[begin Provided records]

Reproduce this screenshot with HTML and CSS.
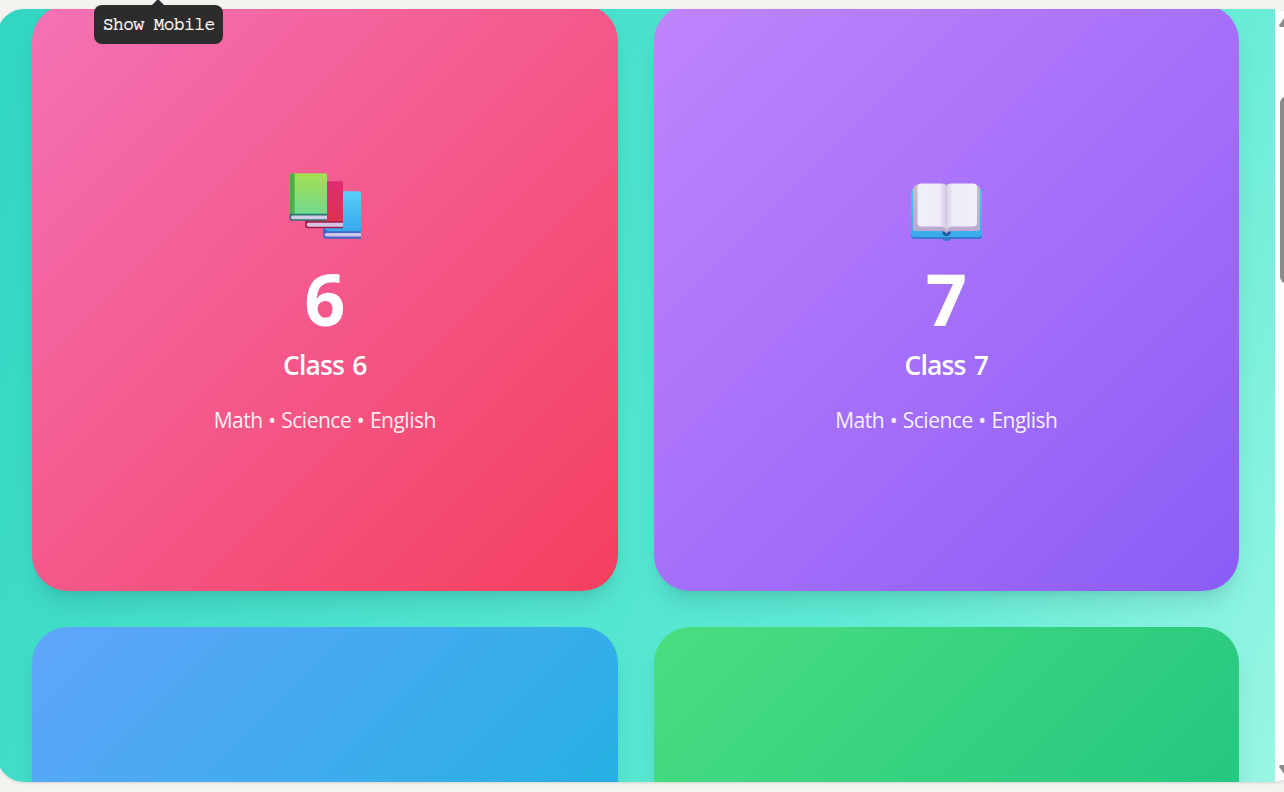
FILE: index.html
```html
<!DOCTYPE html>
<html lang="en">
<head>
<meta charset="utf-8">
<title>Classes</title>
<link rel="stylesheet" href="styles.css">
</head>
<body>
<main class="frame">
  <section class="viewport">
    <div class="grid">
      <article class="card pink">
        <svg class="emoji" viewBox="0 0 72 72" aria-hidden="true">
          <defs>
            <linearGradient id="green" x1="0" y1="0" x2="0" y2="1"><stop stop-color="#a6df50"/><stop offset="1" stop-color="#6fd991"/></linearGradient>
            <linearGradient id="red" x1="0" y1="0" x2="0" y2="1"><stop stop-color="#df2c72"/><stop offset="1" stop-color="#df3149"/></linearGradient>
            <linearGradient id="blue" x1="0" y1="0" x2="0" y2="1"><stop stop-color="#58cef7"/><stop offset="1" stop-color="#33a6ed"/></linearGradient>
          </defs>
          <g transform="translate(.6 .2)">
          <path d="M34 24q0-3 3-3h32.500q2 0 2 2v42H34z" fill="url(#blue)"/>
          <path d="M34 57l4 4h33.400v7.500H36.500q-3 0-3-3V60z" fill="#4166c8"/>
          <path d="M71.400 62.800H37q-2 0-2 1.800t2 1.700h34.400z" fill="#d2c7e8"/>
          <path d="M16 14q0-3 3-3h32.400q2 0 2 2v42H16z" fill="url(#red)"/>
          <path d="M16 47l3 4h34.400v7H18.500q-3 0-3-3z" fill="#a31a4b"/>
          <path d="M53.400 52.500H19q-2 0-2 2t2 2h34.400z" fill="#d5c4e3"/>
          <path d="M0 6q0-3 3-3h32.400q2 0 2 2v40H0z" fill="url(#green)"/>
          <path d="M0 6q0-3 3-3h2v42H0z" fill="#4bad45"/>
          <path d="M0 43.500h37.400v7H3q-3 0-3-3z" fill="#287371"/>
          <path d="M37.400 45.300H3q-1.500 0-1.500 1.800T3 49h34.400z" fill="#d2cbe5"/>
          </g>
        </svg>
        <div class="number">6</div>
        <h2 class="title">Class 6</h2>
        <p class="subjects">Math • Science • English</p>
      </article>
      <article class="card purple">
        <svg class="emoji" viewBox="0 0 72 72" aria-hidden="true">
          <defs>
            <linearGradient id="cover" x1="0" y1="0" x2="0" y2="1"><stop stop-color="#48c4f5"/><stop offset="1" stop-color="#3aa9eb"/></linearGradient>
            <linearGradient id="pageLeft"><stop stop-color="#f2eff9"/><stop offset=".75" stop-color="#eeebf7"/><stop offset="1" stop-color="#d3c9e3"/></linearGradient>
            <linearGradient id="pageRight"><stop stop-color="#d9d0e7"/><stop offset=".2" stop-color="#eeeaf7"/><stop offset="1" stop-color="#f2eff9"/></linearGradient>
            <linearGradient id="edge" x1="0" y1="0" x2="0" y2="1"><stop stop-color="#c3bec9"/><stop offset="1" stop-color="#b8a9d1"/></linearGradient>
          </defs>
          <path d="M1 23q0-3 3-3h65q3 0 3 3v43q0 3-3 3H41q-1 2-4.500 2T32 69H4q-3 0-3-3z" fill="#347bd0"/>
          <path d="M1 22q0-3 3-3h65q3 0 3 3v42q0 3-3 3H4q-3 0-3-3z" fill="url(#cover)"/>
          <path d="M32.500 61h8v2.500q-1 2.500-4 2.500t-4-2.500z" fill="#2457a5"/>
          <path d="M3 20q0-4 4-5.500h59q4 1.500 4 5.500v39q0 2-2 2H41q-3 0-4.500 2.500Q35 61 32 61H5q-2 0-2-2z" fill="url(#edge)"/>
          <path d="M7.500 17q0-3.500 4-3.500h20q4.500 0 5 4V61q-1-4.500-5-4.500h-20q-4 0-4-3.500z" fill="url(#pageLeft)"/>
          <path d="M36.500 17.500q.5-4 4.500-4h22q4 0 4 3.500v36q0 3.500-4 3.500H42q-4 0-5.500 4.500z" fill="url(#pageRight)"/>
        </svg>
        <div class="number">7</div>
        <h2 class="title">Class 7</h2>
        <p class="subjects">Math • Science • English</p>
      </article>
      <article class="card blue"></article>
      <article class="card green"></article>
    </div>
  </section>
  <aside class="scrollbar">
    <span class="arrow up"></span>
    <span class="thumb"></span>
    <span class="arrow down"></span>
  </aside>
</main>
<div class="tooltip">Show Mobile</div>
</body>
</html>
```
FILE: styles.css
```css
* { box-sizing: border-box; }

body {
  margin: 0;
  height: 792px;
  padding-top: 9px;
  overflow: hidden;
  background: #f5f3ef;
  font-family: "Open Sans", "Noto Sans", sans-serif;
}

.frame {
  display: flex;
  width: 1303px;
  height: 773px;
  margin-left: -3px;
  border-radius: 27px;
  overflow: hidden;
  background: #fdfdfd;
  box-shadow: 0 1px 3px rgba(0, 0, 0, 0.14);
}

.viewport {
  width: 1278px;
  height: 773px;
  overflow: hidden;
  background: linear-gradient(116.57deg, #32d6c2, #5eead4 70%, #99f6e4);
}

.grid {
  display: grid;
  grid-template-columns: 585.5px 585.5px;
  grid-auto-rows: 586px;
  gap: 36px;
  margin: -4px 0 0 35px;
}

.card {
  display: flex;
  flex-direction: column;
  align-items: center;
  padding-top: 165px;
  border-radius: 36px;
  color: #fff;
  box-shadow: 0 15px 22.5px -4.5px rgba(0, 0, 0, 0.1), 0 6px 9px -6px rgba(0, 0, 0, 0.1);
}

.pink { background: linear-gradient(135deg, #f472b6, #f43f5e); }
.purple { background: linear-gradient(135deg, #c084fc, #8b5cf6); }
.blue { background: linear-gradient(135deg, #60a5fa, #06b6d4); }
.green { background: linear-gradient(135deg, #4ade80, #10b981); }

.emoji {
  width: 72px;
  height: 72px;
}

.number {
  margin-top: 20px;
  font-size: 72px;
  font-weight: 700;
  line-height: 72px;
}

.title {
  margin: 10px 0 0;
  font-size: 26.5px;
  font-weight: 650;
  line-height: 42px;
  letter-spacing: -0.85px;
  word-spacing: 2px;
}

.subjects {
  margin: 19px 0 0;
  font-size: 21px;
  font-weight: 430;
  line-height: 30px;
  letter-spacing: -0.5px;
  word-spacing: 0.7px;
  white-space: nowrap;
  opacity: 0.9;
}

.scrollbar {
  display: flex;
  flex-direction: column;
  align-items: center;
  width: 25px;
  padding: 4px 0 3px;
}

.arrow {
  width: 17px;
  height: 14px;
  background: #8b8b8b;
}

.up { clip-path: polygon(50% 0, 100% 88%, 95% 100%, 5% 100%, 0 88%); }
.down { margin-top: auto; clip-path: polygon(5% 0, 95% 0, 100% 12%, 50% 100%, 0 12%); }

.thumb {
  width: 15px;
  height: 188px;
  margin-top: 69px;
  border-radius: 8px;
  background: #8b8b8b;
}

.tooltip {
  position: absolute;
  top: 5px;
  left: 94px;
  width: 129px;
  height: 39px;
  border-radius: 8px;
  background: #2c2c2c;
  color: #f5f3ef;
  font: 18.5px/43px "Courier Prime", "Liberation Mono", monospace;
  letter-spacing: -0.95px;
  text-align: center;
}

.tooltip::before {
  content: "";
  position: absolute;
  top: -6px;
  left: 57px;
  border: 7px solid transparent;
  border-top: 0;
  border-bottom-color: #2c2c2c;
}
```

[end Provided records]
[begin Provided records]

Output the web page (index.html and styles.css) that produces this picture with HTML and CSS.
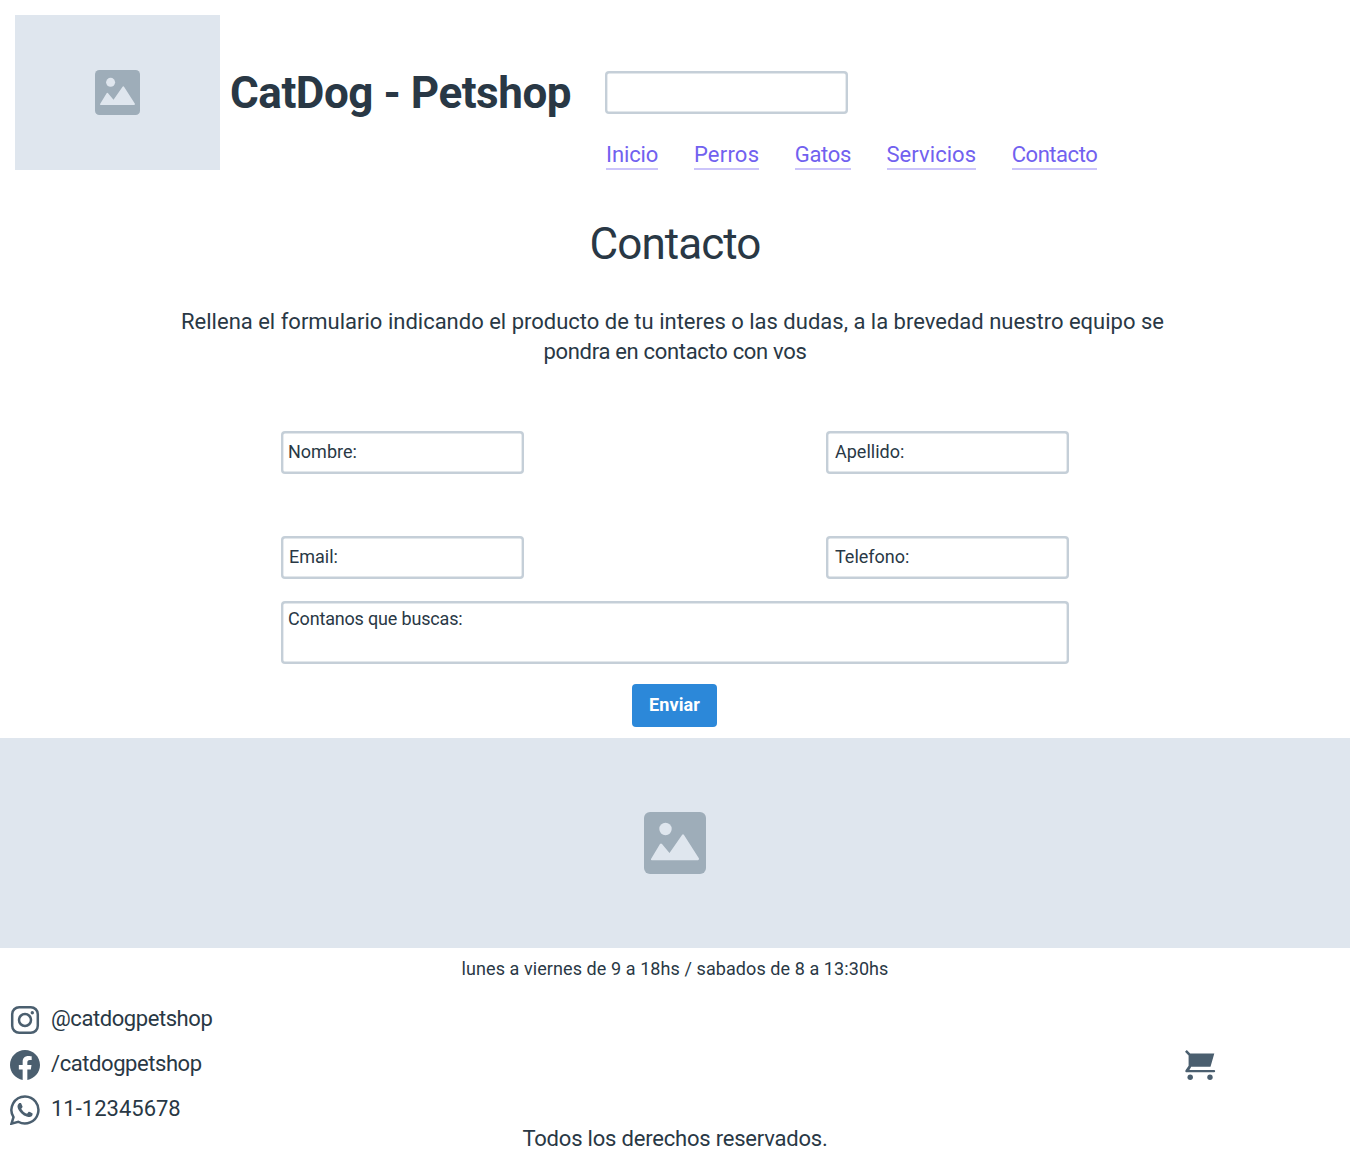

[end Provided records]

**Objective**.
Find the count of lines in the data above where the string "with" occurs. Provide that number alone.

**Written response**.
2